NANCY KERR & JAMES FAGAN have been doing this for a while. Next year will be their 30th anniversary as both a musical and personal partnership and, over that time, they have become, probably, the best folk duo in the country. This evening, they are extraordinary.
 
As late evening sunlight floods through the church windows and the gentle buzz of a full folk club revels in a pleasant June warmth, Kerr wonders, "Did you all just get together one day and decide that, if there was a perfect folk club, it would be this one?". The two of them beam and then make this space sing.
 
Fol The Day-O was originally written for The Full English project and it is a celebration of everything that is good and pastoral.
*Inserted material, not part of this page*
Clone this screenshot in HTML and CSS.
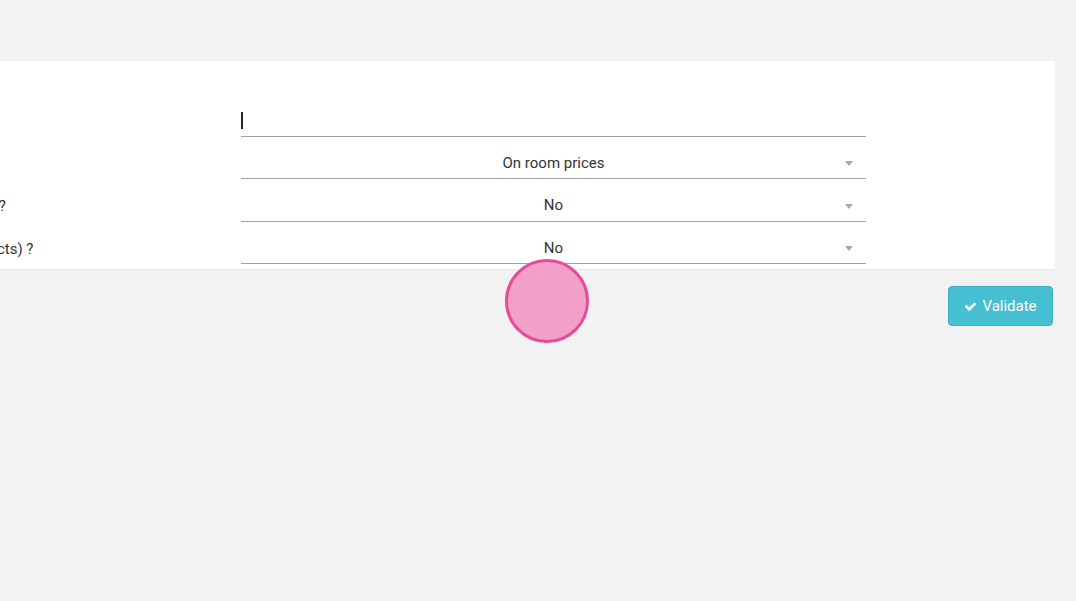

It is the rural world blowing down city streets and, in Kerr's hands, it is as deep and green and lush as an English meadow. Her voice is glorious, high but shot through with passionate inflections, it has the natural rhythms of the finest of storytellers. As Fagan lends guitar and then vocal harmonies, their connection is instinctive, indestructible.
 
 
There are not too many voices that you could listen to forever, but Kerr’s is one of them. Barbara Allen is about as trad as things come (Samuel Pepys mentioned it in his diaries) but Kerr lovingly breathes new life into it. You can imagine her voice drifting up past the gas lamps in 19th century London, strong and defiant, a voice that can sing for its supper and break your heart. Her version is rooted in the Romany tradition but calls to travellers of all kinds, spanning continents, spanning years. 
 
Towards the end of the first half of the evening Kerr shows that she is a brilliant songwriter as well as a fantastic singer. There are three songs, all of which she has written, that are amongst the best that this folk club has ever heard. I Am The Fox is sung by Fagan and thrums with the pulse of nature, it freewheels like an excitable fox-cub on a dew-dappled summer's morning. Fiddle and guitar cavorting about, unabashed. 
 
For Broadside it is Kerr that sings her own song. The tale of the meeting between Queen Elizabeth I and the pirate Grace O'Malley was originally written for The Elizabethan Sessions, and is a feminist sea shanty. It is one of those songs that could have been written centuries ago, everything is spot on. It's no exercise in facsimile though; it hums with vitality, Kerr relishing the strong female characters that she unleashes.
 
It is Gingerbread, taken from 2016's Instar album, that is entirely tear-duct-bothering though. As Kerr and Fagan meet on the chorus there is a gentle warmth, a delicious sense of the personal that threatens to overwhelm. Fiddle and guitar helping to swell hearts and comfort souls. Once again, getting lost in Kerr's voice is the easiest thing.
 
 
As much as it is sometimes impossible to wrench your attention away from Kerr, Fagan is just as brilliant. His Australian heritage is mined for The Diamantina Drover and The Outside Track. Both are sung with a poet’s grace, his eight-stringed bouzouki glistening as stories of leaving and returning, love and loss tumble from him. There is a barely restrained fury on The Herald of Free Enterprise, Robb Johnson’s contemporary tale of tragedy, as Fagan sides with the people (of course) and rails against greed. All the while Kerr's violin broods behind him.
 
The combination of fiddle and guitar is most striking on the sets of tunes that they play. Australian Waltzes capture the haphazard totter of a gin-laced tea dance; elegant one minute, ferocious the next. Kitchen Dance is sandwiched between tunes from Croatia and Macedonia and is full of Eastern European dash. Fagan's bouzouki absolutely flying, a dizzy joy. Kerr's fiddle swoops over Fagan's folk-rock strum on Nancy Taylor's/The Pearl Wedding and is little more than a wonderful celebration. Thirty years of playing together has made these two indescribably tight.
 
The final highlight of an evening packed with them is Dark Honey, a song about urban bees making honey from cola. Kerr describes her songs like this: "The first two listens you think 'ooh, nature', the third is 'ooh, Marxism'" and, somehow, Dark Honey sums that up. Her voice is the sweetness that soothes the stings.

 
Support for the evening comes from DAVID MITCHELL, a virtuoso on the classical guitar. A short set of purely instrumental tunes showed off an incredible talent. Folk legend, Ralph McTell, has been heard to wish that he could play like Mitchell and it's easy to see why. Supremely technical and wonderfully fluid, he plays traditional folk tunes and classical pieces with equal ease. Beautiful stuff.
 
If Downend has the perfect folk club then Kerr and Fagan are the perfect band for it. Simply one of the finest gigs that this place has seen.